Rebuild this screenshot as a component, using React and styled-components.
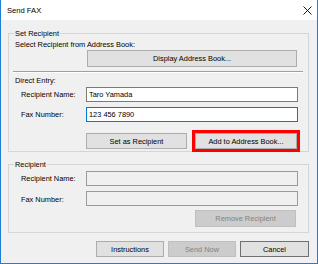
import React from "react";
import styled, { createGlobalStyle } from "styled-components";

const Global = createGlobalStyle`
  html, body { margin: 0; padding: 0; background: #ffffff; }
  body { font-family: "Liberation Sans", Arial, sans-serif; font-size: 7.4px; color: #000; }
  * { box-sizing: border-box; }
`;

const Window = styled.div`
  width: 318px;
  height: 264px;
  display: flex;
  flex-direction: column;
  border: 1px solid #1e7fd4;
  border-top: none;
  background: #f0f0f0;
`;

const TitleBar = styled.div`
  height: 21px;
  background: #ffffff;
  display: flex;
  align-items: center;
  justify-content: space-between;
  padding: 0 5px 0 6px;
  font-size: 7.6px;
`;

const CloseIcon = styled.svg`
  width: 9px;
  height: 9px;
  display: block;
`;

const Body = styled.div`
  flex: 1;
  display: flex;
  flex-direction: column;
  padding: 9px 8px 6px 7px;
`;

const Group = styled.fieldset`
  margin: 0;
  margin-top: ${(p) => p.$top || 0}px;
  border: 1px solid #d5d5d5;
  padding: 2px 10px ${(p) => p.$bottom || 2}px 6px;
  display: flex;
  flex-direction: column;
  min-width: 0;
`;

const Legend = styled.legend`
  padding: 0 1px;
  margin-left: -1px;
  line-height: 9px;
  height: 9px;
`;

const Text = styled.div`
  line-height: 9px;
  height: 9px;
  margin-top: ${(p) => p.$top || 0}px;
  white-space: nowrap;
`;

const Separator = styled.div`
  margin: 4px -5px 0 -2px;
  height: 2px;
  border-top: 1px solid #a0a0a0;
  border-bottom: 1px solid #ffffff;
`;

const Row = styled.div`
  display: flex;
  align-items: center;
  margin-top: ${(p) => p.$top || 0}px;
  padding-left: ${(p) => p.$indent || 0}px;
  justify-content: ${(p) => p.$justify || "flex-start"};
  gap: ${(p) => p.$gap || 0}px;
`;

const Label = styled.span`
  width: 65px;
  flex: none;
  white-space: nowrap;
  line-height: 9px;
  transform: translateY(${(p) => p.$shift || 0}px);
`;

const Field = styled.div`
  flex: 1;
  height: 15px;
  border: 1px solid ${(p) => (p.$focus ? "#0078d7" : p.$disabled ? "#9a9a9a" : "#7a7a7a")};
  background: ${(p) => (p.$disabled ? "#f0f0f0" : "#ffffff")};
  padding-left: 2px;
  display: flex;
  align-items: center;
  line-height: 9px;
  white-space: nowrap;
`;

const Button = styled.div`
  height: ${(p) => p.$h || 17}px;
  width: ${(p) => (p.$w ? `${p.$w}px` : "auto")};
  flex: ${(p) => (p.$w ? "none" : "1")};
  margin-left: ${(p) => p.$ml || 0}px;
  margin-right: ${(p) => p.$mr || 0}px;
  background: ${(p) => (p.$disabled ? "#cccccc" : "#e1e1e1")};
  border: 1px solid ${(p) => (p.$disabled ? "#bfbfbf" : p.$default ? "#707070" : "#adadad")};
  color: ${(p) => (p.$disabled ? "#838383" : "#000")};
  display: flex;
  align-items: center;
  justify-content: center;
  line-height: 9px;
  white-space: nowrap;
  outline: ${(p) => (p.$highlight ? "3px solid #ff0000" : "none")};
  outline-offset: 0;
`;

export default function App() {
  return (
    <>
      <Global />
      <Window>
        <TitleBar>
          <span>Send FAX</span>
          <CloseIcon viewBox="0 0 9 9">
            <path d="M0.5 0.5 L8.5 8.5 M8.5 0.5 L0.5 8.5" stroke="#000" strokeWidth="0.9" fill="none" />
          </CloseIcon>
        </TitleBar>
        <Body>
          <Group $bottom={2}>
            <Legend>Set Recipient</Legend>
            <Text>Select Recipient from Address Book:</Text>
            <Row $top={1}>
              <Button $ml={72} $mr={1}>Display Address Book...</Button>
            </Row>
            <Separator />
            <Text $top={3}>Direct Entry:</Text>
            <Row $top={2} $indent={6}>
              <Label>Recipient Name:</Label>
              <Field>Taro Yamada</Field>
            </Row>
            <Row $top={5} $indent={6}>
              <Label>Fax Number:</Label>
              <Field $focus>123 456 7890</Field>
            </Row>
            <Row $top={11} $gap={8}>
              <Button $ml={71} $w={101} $h={16}>Set as Recipient</Button>
              <Button $w={102} $h={16} $highlight>Add to Address Book...</Button>
            </Row>
          </Group>
          <Group $top={8} $bottom={5}>
            <Legend>Recipient</Legend>
            <Row $indent={6}>
              <Label>Recipient Name:</Label>
              <Field $disabled />
            </Row>
            <Row $top={5} $indent={6}>
              <Label $shift={1}>Fax Number:</Label>
              <Field $disabled />
            </Row>
            <Row $top={4} $justify="flex-end">
              <Button $w={101} $mr={2} $disabled>Remove Recipient</Button>
            </Row>
          </Group>
          <Row $top={8} $justify="flex-end" $gap={4}>
            <Button $w={68} $h={16}>Instructions</Button>
            <Button $w={68} $h={16} $disabled>Send Now</Button>
            <Button $w={69} $h={16} $default>Cancel</Button>
          </Row>
        </Body>
      </Window>
    </>
  );
}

────────────────────

## WHAT TO PRODUCE
The lines to collect are those holding the string "components"; copy them all.

## WRITTEN RESPONSE
Rebuild this screenshot as a component, using React and styled-components.
import styled, { createGlobalStyle } from "styled-components";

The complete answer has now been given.